In any case, the biggest bugaboo for me on the show right now is the “two Peters” question. At any given time, I find myself not really knowing which Peter I am looking at. At first, it was easy to tell the two Peters apart, but as the Peter storyline has progressed, somehow I’ve gotten confused to the point that even the facial scars don’t help me anymore. Which leads to another question which really bugs the hell out of me, namely HOW exactly did “future-Peter” get those scars? Wouldn’t the healing power he got from Claire have healed them? Obviously it would have, so that means future-Peter didn’t have that power. But that raises the further question of why future-Peter didn’t have that power, when present-Peter does. (Or did, since he now doesn’t.) Is future-Peter a direct causal descendant of the events that are currently happening? Or is he a direct causal descendant of no-longer-existing events, meaning the scar happened in a future that is no longer possible? Or what?

There’s also the question of the missing-in-action characters. Ali Larter’s previous characters are apparantly dead now, and all the New Orleans characters, I guess, are not going to be reappearing. Are they? And where is Maya? I can’t even remember what happened to her now—did bug-Mohinder wrap her up in one of those cocoon thingees? Or wait—did Papa Petrelli suck her evil power out of her? I can’t even remember. She does seem to be gone now, though. Claire’s flying boyfriend (West Rosen) from season two appears to be MIA as well, which is too bad. They took him out of the picture right when I was just starting to like him. On the other hand, would he have served any useful purpose by continuing to be on the show? All he was good for, at first, was looking sympathetically at Claire. That was annoying. In fact, he sort of reminded me of that annoying boyfriend guy from the first season of Alias (who annoyed me so much that I stopped watching the show). What saved West from going down that path, though, was when him and HRG started kicking some butt. He seems to be gone now, though. Oh well.
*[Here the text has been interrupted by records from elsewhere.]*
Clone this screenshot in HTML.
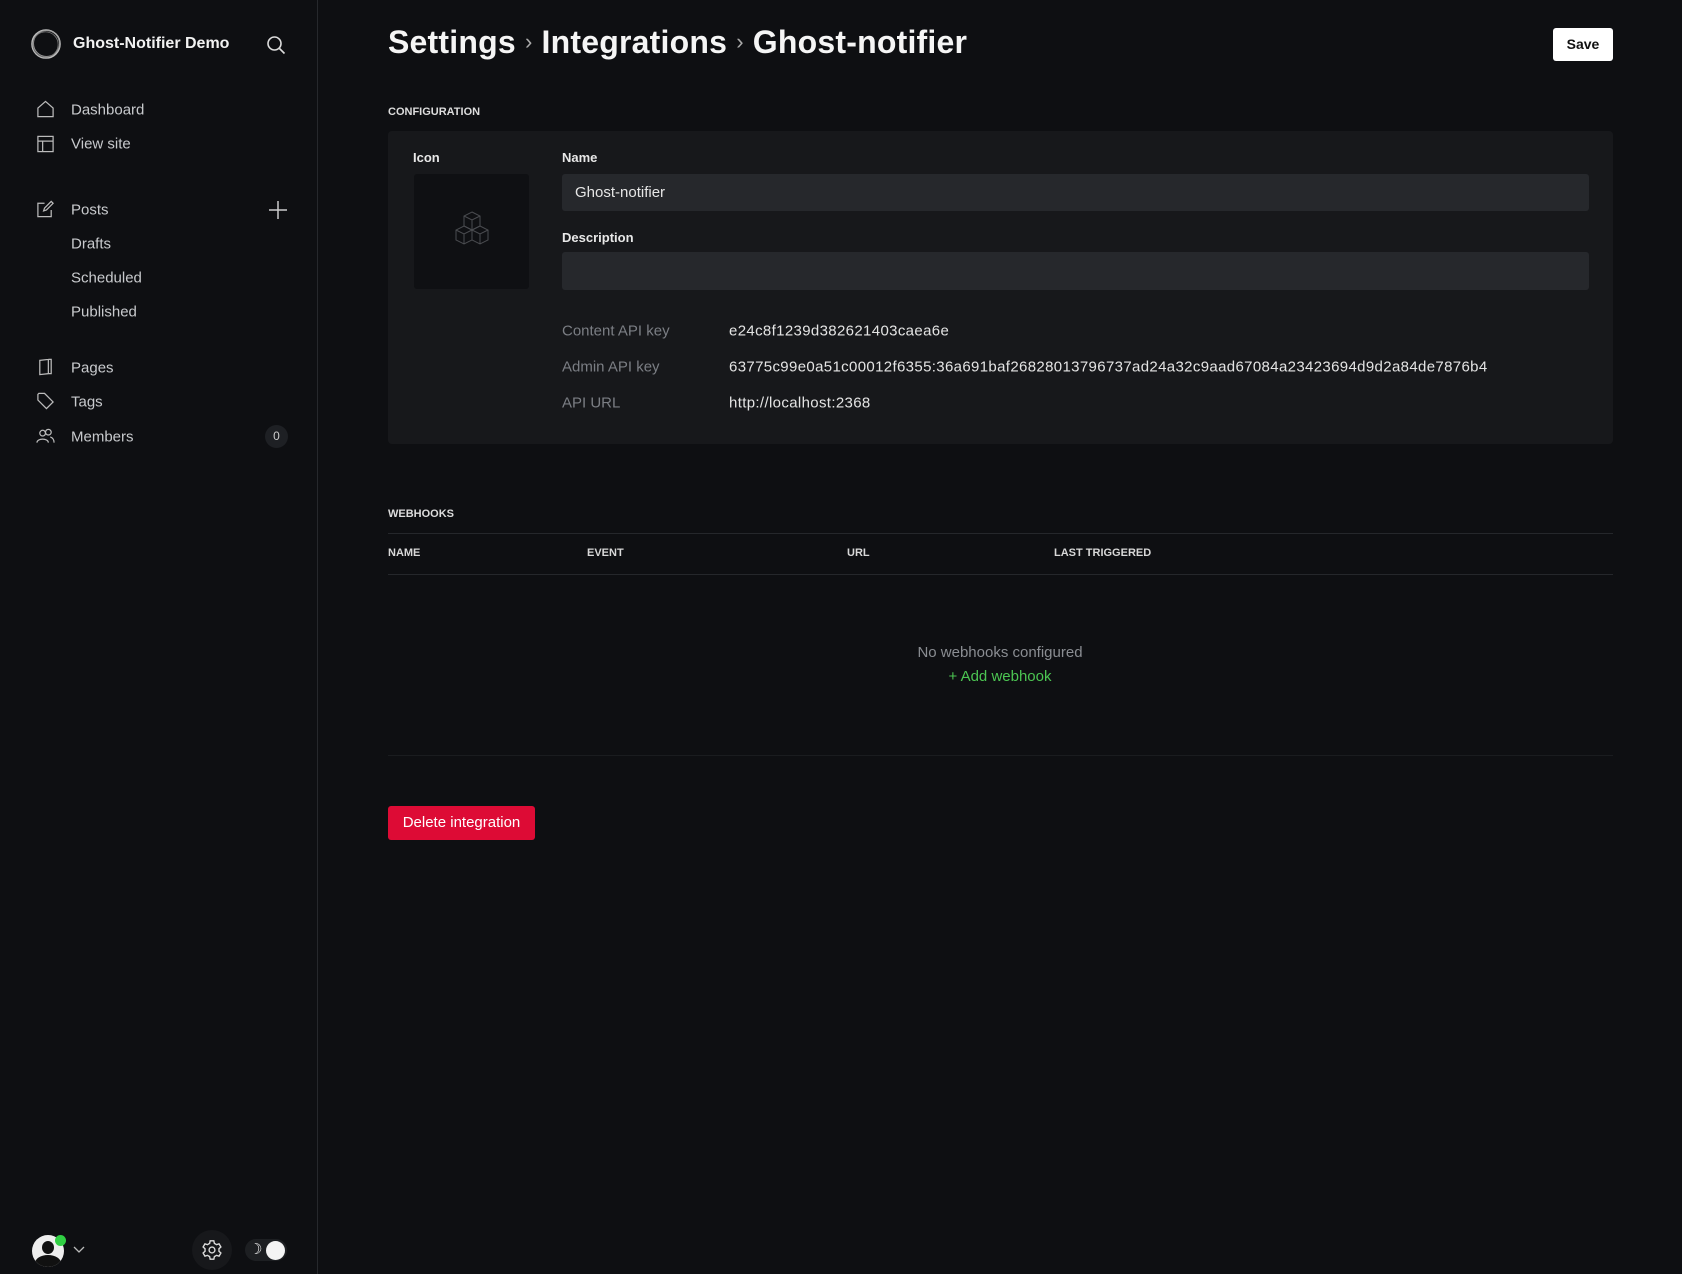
<!DOCTYPE html>
<html><head><meta charset="utf-8"><style>
*{box-sizing:border-box;margin:0;padding:0}
body{width:1682px;height:1274px;background:#0e0f12;font-family:"Liberation Sans",sans-serif;color:#ddd;position:relative;overflow:hidden}
.sb{position:absolute;left:0;top:0;width:318px;height:1274px;background:#0e0f12;border-right:1px solid #26282c}
.a{position:absolute}
.nav{position:absolute;left:71px;font-size:15px;color:#c8cacd;transform:translateY(-50%)}
.ic{position:absolute;left:36px;width:19px;height:19px;transform:translateY(-50%)}
.lbl{font-size:13px;font-weight:bold;color:#e8e8e8}
.k{position:absolute;left:562px;font-size:15px;color:#7b7e84;transform:translateY(-50%)}
.v{position:absolute;left:729px;font-size:15px;color:#e4e4e4;transform:translateY(-50%);letter-spacing:0.35px}
.th{position:absolute;top:553px;font-size:11px;font-weight:bold;color:#d8d8d8;transform:translateY(-50%)}
</style></head><body>
<div class="sb">
<svg class="a" style="left:29px;top:27px" width="34" height="34" viewBox="0 0 34 34"><circle cx="17" cy="17" r="14" fill="none" stroke="#bbb" stroke-width="1.6"/><circle cx="17.5" cy="16.5" r="13" fill="none" stroke="#999" stroke-width="1"/><circle cx="16.5" cy="17.5" r="12.6" fill="none" stroke="#777" stroke-width="0.8"/></svg>
<div class="a" style="left:73px;top:35px;font-size:16px;font-weight:bold;color:#f2f2f2">Ghost-Notifier Demo</div>
<svg class="a" style="left:266px;top:35px" width="20" height="20" viewBox="0 0 20 20" fill="none" stroke="#ddd" stroke-width="1.6"><circle cx="8.5" cy="8.5" r="6.5"/><path d="M13.5 13.5L18.5 18.5"/></svg>

<svg class="ic" style="top:109px" viewBox="0 0 20 20" fill="none" stroke="#bbb" stroke-width="1.3"><path d="M2 9L10 2L18 9V18H2Z"/></svg>
<div class="nav" style="top:110px">Dashboard</div>
<svg class="ic" style="top:144px" viewBox="0 0 20 20" fill="none" stroke="#bbb" stroke-width="1.3"><rect x="2" y="2" width="16" height="16"/><path d="M2 7H18M7 7V18"/></svg>
<div class="nav" style="top:144px">View site</div>
<svg class="ic" style="top:209px" viewBox="0 0 20 20" fill="none" stroke="#bbb" stroke-width="1.3"><path d="M9 4H2V18H16V11M8 12L9 9L16 2L18 4L11 11Z"/></svg>
<div class="nav" style="top:210px">Posts</div>
<svg class="a" style="left:268px;top:200px" width="20" height="20" viewBox="0 0 20 20" stroke="#ccc" stroke-width="1.5"><path d="M10 1V19M1 10H19"/></svg>
<div class="nav" style="top:244px">Drafts</div>
<div class="nav" style="top:278px">Scheduled</div>
<div class="nav" style="top:312px">Published</div>
<svg class="ic" style="top:367px" viewBox="0 0 20 20" fill="none" stroke="#bbb" stroke-width="1.3"><path d="M4 3L13 2V17L4 18ZM13 2H16V17H13"/></svg>
<div class="nav" style="top:368px">Pages</div>
<svg class="ic" style="top:401px" viewBox="0 0 20 20" fill="none" stroke="#bbb" stroke-width="1.3"><path d="M2 3V9L11 18L18 11L9 2H3Z"/></svg>
<div class="nav" style="top:402px">Tags</div>
<svg class="ic" style="top:436px" viewBox="0 0 20 20" fill="none" stroke="#bbb" stroke-width="1.3"><circle cx="7" cy="7" r="3"/><path d="M1 17C1 12 13 12 13 17"/><circle cx="13" cy="6" r="3"/><path d="M15 11C18 12 19 14 19 17"/></svg>
<div class="nav" style="top:437px">Members</div>
<div class="a" style="left:265px;top:425px;width:23px;height:23px;border-radius:50%;background:#1e2024;color:#ccc;font-size:12px;text-align:center;line-height:23px">0</div>

<div class="a" style="left:32px;top:1235px;width:32px;height:32px;border-radius:50%;background:#eee;overflow:hidden"><div class="a" style="left:10px;top:6px;width:12px;height:13px;border-radius:50%;background:#111"></div><div class="a" style="left:3px;top:20px;width:26px;height:16px;border-radius:50%;background:#111"></div></div>
<div class="a" style="left:55px;top:1235px;width:11px;height:11px;border-radius:50%;background:#30cf43"></div>
<svg class="a" style="left:73px;top:1246px" width="12" height="8" viewBox="0 0 12 8" fill="none" stroke="#bbb" stroke-width="1.3"><path d="M1 1L6 6L11 1"/></svg>
<div class="a" style="left:192px;top:1230px;width:40px;height:40px;border-radius:50%;background:#17181b"></div>
<svg class="a" style="left:201px;top:1239px" width="22" height="22" viewBox="0 0 24 24" fill="none" stroke="#ddd" stroke-width="1.5"><circle cx="12" cy="12" r="3.2"/><path d="M10 2h4l.6 2.8 2.4 1.4 2.7-.9 2 3.4-2.1 1.9v2.8l2.1 1.9-2 3.4-2.7-.9-2.4 1.4L14 22h-4l-.6-2.8-2.4-1.4-2.7.9-2-3.4 2.1-1.9v-2.8L2.3 8.7l2-3.4 2.7.9 2.4-1.4Z"/></svg>
<div class="a" style="left:245px;top:1239px;width:42px;height:22px;border-radius:11px;background:#1d1f22"></div>
<div class="a" style="left:249px;top:1240px;font-size:15px;color:#eee">☽</div>
<div class="a" style="left:266px;top:1241px;width:19px;height:19px;border-radius:50%;background:#f4f4f4"></div>
</div>

<div class="a" style="left:388px;top:24px;font-size:32px;font-weight:bold;color:#f5f5f5;white-space:nowrap;letter-spacing:0.2px">Settings <span style="font-weight:normal;font-size:22px;color:#aaa;vertical-align:4px">&#x203A;</span> Integrations <span style="font-weight:normal;font-size:22px;color:#aaa;vertical-align:4px">&#x203A;</span> Ghost-notifier</div>
<div class="a" style="left:1553px;top:28px;width:60px;height:33px;background:#fff;border-radius:3px;color:#111;font-size:14px;font-weight:bold;text-align:center;line-height:33px">Save</div>

<div class="a" style="left:388px;top:106px;font-size:11px;font-weight:bold;color:#ddd">CONFIGURATION</div>
<div class="a" style="left:388px;top:131px;width:1225px;height:313px;background:#17181b;border-radius:4px"></div>
<div class="a lbl" style="left:413px;top:150px">Icon</div>
<div class="a" style="left:414px;top:174px;width:115px;height:115px;background:#0f1013;border-radius:3px"></div>
<svg class="a" style="left:448px;top:210px" width="48" height="44" viewBox="0 0 48 44" fill="none" stroke="#4a4c50" stroke-width="1"><path d="M24 2L32 6V16L24 20L16 16V6ZM16 6L24 10L32 6M24 10V20"/><path d="M16 16L24 20V30L16 34L8 30V20ZM8 20L16 24L24 20M16 24V34"/><path d="M32 16L40 20V30L32 34L24 30V20ZM24 20L32 24L40 20M32 24V34"/></svg>
<div class="a lbl" style="left:562px;top:150px">Name</div>
<div class="a" style="left:562px;top:174px;width:1027px;height:37px;background:#26282c;border-radius:3px;padding-left:13px;line-height:37px;font-size:15px;color:#e6e6e6">Ghost-notifier</div>
<div class="a lbl" style="left:562px;top:230px">Description</div>
<div class="a" style="left:562px;top:252px;width:1027px;height:38px;background:#26282c;border-radius:3px"></div>
<div class="k" style="top:331px">Content API key</div><div class="v" style="top:331px">e24c8f1239d382621403caea6e</div>
<div class="k" style="top:367px">Admin API key</div><div class="v" style="top:367px">63775c99e0a51c00012f6355:36a691baf26828013796737ad24a32c9aad67084a23423694d9d2a84de7876b4</div>
<div class="k" style="top:403px">API URL</div><div class="v" style="top:403px">http://localhost:2368</div>

<div class="a" style="left:388px;top:508px;font-size:11px;font-weight:bold;color:#ddd">WEBHOOKS</div>
<div class="a" style="left:388px;top:533px;width:1225px;height:1px;background:#25272b"></div>
<div class="th" style="left:388px">NAME</div>
<div class="th" style="left:587px">EVENT</div>
<div class="th" style="left:847px">URL</div>
<div class="th" style="left:1054px">LAST TRIGGERED</div>
<div class="a" style="left:388px;top:574px;width:1225px;height:1px;background:#25272b"></div>
<div class="a" style="left:800px;top:644px;width:400px;text-align:center;font-size:15px;color:#8a8d92">No webhooks configured</div>
<div class="a" style="left:800px;top:668px;width:400px;text-align:center;font-size:15px;color:#4cc552">+ Add webhook</div>
<div class="a" style="left:388px;top:755px;width:1225px;height:1px;background:#1a1c1f"></div>
<div class="a" style="left:388px;top:806px;width:147px;height:34px;background:#dd0b35;border-radius:3px;color:#fff;font-size:15px;text-align:center;line-height:34px">Delete integration</div>
</body></html>
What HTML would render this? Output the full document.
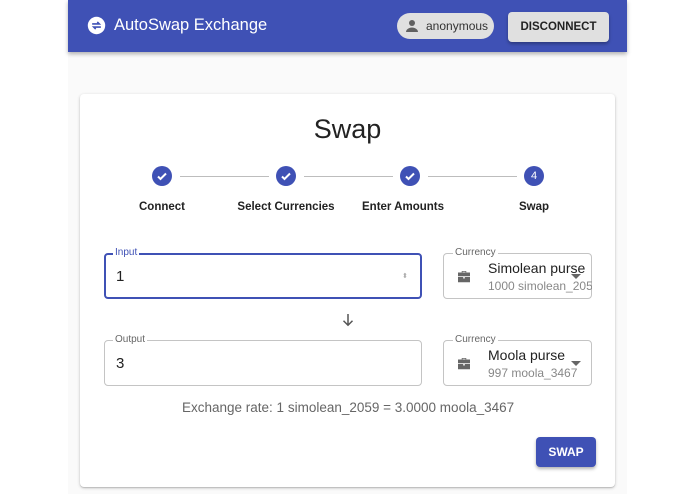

On the other hand, there is a positive note in that Sparky (Kristen Bell) is still around. I know, her name is really “Elle.” But I can’t understand why some character on the show hasn’t figured out that “Sparky” would be a perfect nickname for her. It would be amusing. :) I also find myself liking the transformation in Sylar this season. Having him continue to be an unabashed villain would have been a rerun of where he was in season one, and what would have been the point of that? I understand that a lot of fans have been displeased by him turning into a sort-of good guy, but frankly I think it makes his character much more interesting because, you know, he could revert back to his old self at any time. He’s still scary and dangerous, he’s just acting nice at the moment. You never know when he might decide that all this redemption stuff is just not worth it, and that he’d much rather get back to slicing people’s skulls off. :)

A character who I am more confused by, for now at least, is HRG. His shifting, back-and-forth morality would be challenging enough, but when we also see him in year-old flashbacks it makes it even more complicated. I continually have to re-ask myself the question of whether I like this guy or not, and that’s kind of irritating. I think the main problem is that, like a lot of the characters on the show, he’s not getting enough screentime to maintain character continuity, and it happens to be more confusing with him because of the complexity of his character.

Well. Hopefully some of these issues will be addressed in the second half of this season. We’re already coming up on the end of the “Villains” story, only two more episodes on that, as far as I know. How on earth they are going to resolve all this is beyond me. I am not even entirely sure what all needs to be resolved. Papa Petrelli needs to be gotten rid of, obviously, but beyond that, what else? Does Peter get his powers back? Will “the formula” be destroyed? Does Mohinder get to be a regular human being again, or is he going to be stuck in semi-insect form from now on? Is Hiro Nakamura going to remain a perpetual 10-year-old now? Perhaps most importantly, which characters are going to get killed? You know they’re going to have to get rid of some of them, because there are just too many of them for the writers to manage. So, who’s going to get offed? Whichever way they go with that question, I find myself dreading the inevitable deaths.